_Exercise data_

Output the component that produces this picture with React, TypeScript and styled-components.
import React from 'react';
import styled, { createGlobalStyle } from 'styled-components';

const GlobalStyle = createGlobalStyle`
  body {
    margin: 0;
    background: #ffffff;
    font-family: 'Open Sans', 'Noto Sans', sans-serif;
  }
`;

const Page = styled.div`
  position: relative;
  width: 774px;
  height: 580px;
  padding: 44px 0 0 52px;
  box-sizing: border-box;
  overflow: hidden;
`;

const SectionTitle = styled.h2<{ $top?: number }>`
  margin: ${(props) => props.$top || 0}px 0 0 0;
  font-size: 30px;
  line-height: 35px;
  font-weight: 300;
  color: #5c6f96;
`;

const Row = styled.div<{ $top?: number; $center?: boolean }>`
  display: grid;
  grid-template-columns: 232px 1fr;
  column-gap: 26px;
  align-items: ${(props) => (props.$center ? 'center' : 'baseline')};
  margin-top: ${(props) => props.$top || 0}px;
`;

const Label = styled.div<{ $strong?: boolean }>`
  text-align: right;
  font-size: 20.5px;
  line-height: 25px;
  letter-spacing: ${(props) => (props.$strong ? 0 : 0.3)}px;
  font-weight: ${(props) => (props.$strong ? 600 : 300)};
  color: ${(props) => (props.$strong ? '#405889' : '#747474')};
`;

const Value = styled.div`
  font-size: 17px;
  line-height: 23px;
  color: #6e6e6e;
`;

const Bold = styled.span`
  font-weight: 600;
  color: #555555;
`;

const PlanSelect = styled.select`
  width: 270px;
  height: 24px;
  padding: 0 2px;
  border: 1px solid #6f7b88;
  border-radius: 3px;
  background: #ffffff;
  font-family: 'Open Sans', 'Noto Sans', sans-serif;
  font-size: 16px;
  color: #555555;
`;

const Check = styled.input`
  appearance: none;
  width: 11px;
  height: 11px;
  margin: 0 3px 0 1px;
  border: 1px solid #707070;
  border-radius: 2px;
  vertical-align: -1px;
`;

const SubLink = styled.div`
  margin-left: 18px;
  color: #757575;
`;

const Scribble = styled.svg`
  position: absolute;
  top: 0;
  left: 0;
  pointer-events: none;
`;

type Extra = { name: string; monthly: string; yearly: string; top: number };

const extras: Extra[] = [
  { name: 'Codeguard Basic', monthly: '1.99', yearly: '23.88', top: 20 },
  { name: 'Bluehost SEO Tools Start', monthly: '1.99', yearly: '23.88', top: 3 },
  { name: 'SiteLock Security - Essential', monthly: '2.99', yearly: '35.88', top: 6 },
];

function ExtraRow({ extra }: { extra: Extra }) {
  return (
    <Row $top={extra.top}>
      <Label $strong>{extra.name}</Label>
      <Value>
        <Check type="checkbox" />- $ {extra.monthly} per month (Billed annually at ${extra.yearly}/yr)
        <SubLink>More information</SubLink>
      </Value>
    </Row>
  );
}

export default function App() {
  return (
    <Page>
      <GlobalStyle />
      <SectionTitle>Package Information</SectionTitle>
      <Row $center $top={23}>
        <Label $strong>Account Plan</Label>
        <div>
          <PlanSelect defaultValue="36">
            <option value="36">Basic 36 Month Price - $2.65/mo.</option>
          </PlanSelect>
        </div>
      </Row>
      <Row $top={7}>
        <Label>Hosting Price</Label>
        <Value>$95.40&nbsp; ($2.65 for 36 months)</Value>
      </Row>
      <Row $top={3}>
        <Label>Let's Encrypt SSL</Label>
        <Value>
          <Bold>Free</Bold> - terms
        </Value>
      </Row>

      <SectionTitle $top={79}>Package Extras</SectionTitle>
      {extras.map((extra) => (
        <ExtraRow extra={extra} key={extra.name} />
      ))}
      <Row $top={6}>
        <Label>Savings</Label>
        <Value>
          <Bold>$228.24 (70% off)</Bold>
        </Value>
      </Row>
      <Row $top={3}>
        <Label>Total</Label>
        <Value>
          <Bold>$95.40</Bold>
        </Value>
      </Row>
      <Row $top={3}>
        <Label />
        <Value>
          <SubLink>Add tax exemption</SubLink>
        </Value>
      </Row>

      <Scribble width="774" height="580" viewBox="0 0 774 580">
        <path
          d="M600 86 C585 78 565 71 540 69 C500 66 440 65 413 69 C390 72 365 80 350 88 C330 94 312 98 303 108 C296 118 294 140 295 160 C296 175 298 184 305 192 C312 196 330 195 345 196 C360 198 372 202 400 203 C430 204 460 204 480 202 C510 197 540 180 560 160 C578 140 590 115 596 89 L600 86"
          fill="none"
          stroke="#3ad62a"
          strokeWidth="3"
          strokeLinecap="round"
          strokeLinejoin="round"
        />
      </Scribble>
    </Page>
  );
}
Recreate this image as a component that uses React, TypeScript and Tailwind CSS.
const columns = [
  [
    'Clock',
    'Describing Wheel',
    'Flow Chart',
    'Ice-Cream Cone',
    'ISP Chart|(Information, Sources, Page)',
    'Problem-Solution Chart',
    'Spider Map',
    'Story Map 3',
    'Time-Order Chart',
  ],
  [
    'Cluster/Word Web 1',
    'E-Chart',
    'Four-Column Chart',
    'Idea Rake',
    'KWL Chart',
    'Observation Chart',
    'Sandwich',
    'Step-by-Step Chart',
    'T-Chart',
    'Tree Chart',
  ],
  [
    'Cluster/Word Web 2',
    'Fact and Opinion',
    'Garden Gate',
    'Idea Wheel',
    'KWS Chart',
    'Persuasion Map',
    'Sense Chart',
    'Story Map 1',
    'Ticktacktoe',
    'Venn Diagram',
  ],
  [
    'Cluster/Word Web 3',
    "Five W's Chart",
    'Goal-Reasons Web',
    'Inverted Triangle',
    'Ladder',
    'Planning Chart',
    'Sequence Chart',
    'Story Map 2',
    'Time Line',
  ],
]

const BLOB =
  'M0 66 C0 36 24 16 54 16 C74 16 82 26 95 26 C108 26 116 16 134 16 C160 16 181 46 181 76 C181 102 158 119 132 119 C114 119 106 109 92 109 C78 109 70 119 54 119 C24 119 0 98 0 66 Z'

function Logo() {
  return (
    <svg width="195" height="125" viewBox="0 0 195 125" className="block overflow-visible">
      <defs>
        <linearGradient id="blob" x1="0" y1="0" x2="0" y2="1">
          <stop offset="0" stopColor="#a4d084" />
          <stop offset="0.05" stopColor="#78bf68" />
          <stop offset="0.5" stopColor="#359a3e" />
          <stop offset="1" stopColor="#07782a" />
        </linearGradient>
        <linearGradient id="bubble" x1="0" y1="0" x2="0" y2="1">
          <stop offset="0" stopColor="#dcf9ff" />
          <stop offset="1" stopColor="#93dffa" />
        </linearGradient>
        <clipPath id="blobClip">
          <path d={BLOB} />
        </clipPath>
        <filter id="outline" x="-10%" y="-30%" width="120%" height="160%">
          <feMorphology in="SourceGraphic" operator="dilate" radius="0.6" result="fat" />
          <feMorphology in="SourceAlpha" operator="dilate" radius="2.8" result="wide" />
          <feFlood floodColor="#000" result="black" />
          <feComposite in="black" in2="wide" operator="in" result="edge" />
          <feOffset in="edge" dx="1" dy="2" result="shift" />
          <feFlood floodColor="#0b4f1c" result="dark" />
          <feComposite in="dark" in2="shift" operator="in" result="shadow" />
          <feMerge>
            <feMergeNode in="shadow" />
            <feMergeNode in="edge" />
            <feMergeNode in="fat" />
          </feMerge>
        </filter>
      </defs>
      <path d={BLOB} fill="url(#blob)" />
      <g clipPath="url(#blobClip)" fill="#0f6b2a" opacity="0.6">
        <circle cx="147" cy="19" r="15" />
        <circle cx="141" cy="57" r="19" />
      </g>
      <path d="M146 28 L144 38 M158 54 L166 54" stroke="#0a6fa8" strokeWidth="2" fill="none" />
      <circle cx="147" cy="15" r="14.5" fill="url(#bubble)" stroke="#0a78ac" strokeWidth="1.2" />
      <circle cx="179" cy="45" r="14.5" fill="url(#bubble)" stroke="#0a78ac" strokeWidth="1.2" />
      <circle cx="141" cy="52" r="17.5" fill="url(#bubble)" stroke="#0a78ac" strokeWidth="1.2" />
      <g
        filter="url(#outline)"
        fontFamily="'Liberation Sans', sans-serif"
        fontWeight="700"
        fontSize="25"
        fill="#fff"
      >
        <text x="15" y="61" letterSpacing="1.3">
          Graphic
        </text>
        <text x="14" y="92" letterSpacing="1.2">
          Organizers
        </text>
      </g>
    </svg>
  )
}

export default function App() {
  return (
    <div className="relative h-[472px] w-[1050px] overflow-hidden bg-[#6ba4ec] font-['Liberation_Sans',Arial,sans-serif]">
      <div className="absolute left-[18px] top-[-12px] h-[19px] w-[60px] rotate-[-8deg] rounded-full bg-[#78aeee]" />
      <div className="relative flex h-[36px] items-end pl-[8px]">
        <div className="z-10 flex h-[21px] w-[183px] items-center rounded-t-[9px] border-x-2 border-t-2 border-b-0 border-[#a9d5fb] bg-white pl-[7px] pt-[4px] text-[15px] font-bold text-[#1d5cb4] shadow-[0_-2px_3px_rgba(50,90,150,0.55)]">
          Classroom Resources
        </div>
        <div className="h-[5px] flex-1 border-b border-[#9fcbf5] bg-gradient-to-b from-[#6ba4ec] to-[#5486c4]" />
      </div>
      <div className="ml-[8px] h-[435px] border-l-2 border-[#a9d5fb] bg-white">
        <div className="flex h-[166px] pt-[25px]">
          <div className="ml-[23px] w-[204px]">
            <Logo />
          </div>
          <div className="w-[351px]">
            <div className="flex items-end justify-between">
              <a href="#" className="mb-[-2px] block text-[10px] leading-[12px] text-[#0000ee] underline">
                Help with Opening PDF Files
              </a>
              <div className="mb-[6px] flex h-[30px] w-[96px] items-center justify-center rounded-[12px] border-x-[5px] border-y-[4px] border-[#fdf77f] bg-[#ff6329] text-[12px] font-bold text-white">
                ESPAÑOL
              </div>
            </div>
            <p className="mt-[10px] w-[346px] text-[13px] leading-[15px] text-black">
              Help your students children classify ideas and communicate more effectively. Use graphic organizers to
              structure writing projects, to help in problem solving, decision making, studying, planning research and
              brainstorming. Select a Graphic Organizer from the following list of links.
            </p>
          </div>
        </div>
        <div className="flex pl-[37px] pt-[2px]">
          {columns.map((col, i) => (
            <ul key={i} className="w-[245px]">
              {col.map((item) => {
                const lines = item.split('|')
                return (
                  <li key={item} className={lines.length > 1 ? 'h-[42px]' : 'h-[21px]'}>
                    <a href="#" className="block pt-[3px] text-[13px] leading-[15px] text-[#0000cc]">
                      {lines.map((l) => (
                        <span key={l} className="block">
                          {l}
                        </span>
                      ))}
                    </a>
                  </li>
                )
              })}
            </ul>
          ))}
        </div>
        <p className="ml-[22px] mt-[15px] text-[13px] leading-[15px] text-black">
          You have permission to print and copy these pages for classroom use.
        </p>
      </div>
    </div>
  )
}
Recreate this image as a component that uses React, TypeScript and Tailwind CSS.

_What to do_
Pick out every line above that contains the word "styled" and copy it.

_Exercise solution_
Output the component that produces this picture with React, TypeScript and styled-components.
import styled, { createGlobalStyle } from 'styled-components';
const Page = styled.div`
const SectionTitle = styled.h2<{ $top?: number }>`
const Row = styled.div<{ $top?: number; $center?: boolean }>`
const Label = styled.div<{ $strong?: boolean }>`
const Value = styled.div`
const Bold = styled.span`
const PlanSelect = styled.select`
const Check = styled.input`
const SubLink = styled.div`
const Scribble = styled.svg`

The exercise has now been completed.